Sync Your Cloud Video Storage with CloudHQ
Getting video files out to multiple distribution servers used to be a chore. Ensuring that the “edges” in your distribution architecture had the latest copies involved some pretty clever scripting to ensure that the most up-to-date copy was cached at the edge, and in a place from which it could be served.
Services like Dropbox and Google Drive have appeared and allow you to build a cache on several machines, then use the cache as the root of the streaming service. Simply dropping the content into Dropbox on your local desktop “publishes” it very quickly across your streaming infrastructure. It’s not quite as tidy as a highly tuned CDN model, where the content is perhaps only delivered when the first user requests it, thus saving space at the edges and reducing the storage space needed, but for a small enterprise with only a few GB of video data, it’s a neat way to quickly hack together a reasonably robust on-demand CDN.
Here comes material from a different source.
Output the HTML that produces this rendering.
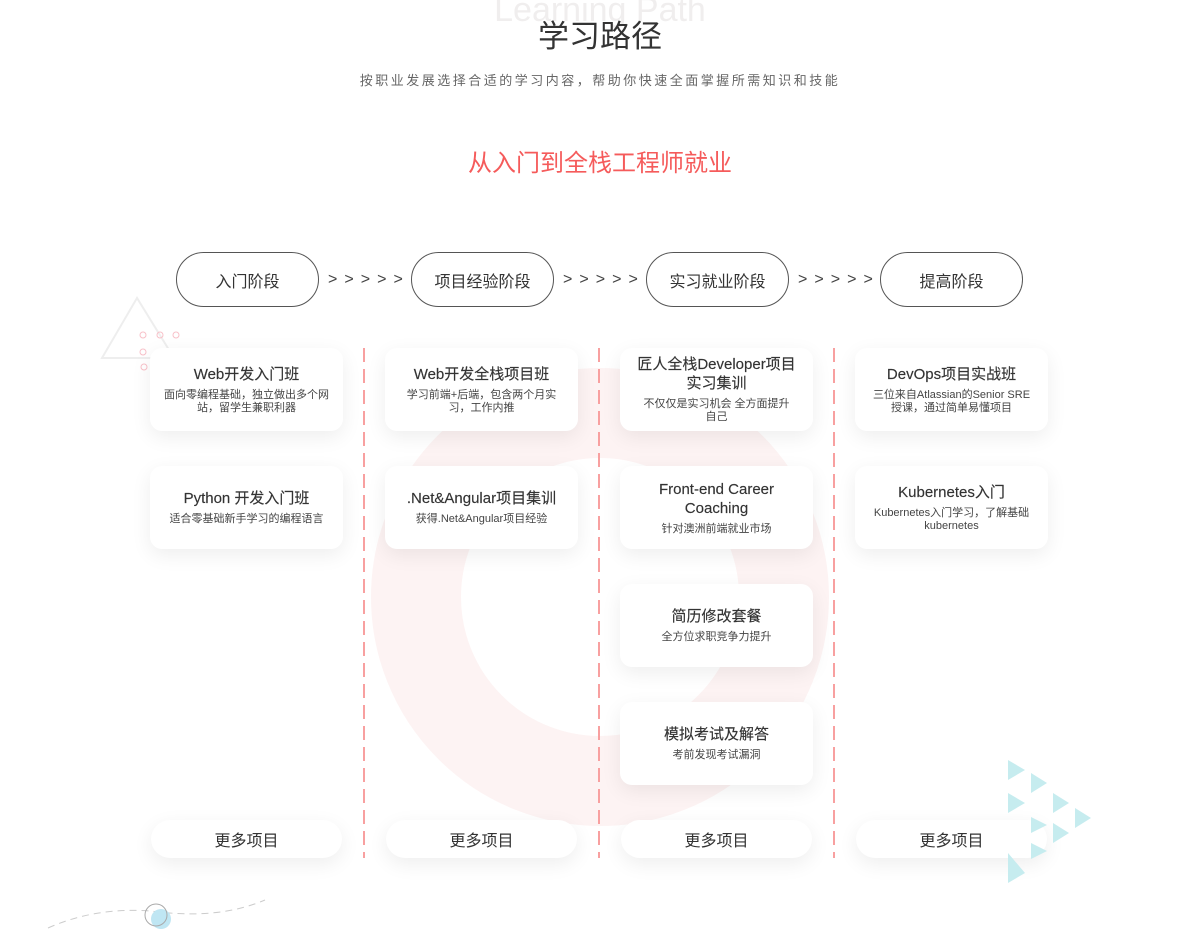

Better than that is to add CloudHQ and ensure that you have redundancy in your storage architecture. CloudHQ is a cool and inexpensive service that will keep your various cloud storage services in sync without needing to haul everything back to your own desktop and republish it all to the other cloud. So, for example, if you have Google Drive (which features a neat Google Video aspect) and Dropbox, you can keep both services tightly in sync but only publish to one of them. For a start, this provides you with some great vendor resilience. Additionally, some clients work better under different operating systems—and you no longer need to care.
Obviously the storage side varies with your requirements, but the CloudHQ service is around $50 a year, with some options for discounts if you promote them, and it just works.
It's quick and dirty, but it's very reliable, very simple to install, and works a dream, be it for personal content distribution and cross-platform and pan-infrastructure management or for enterprise WAN content delivery.
It's incredible how these complex tasks have commoditised in such a short space of time.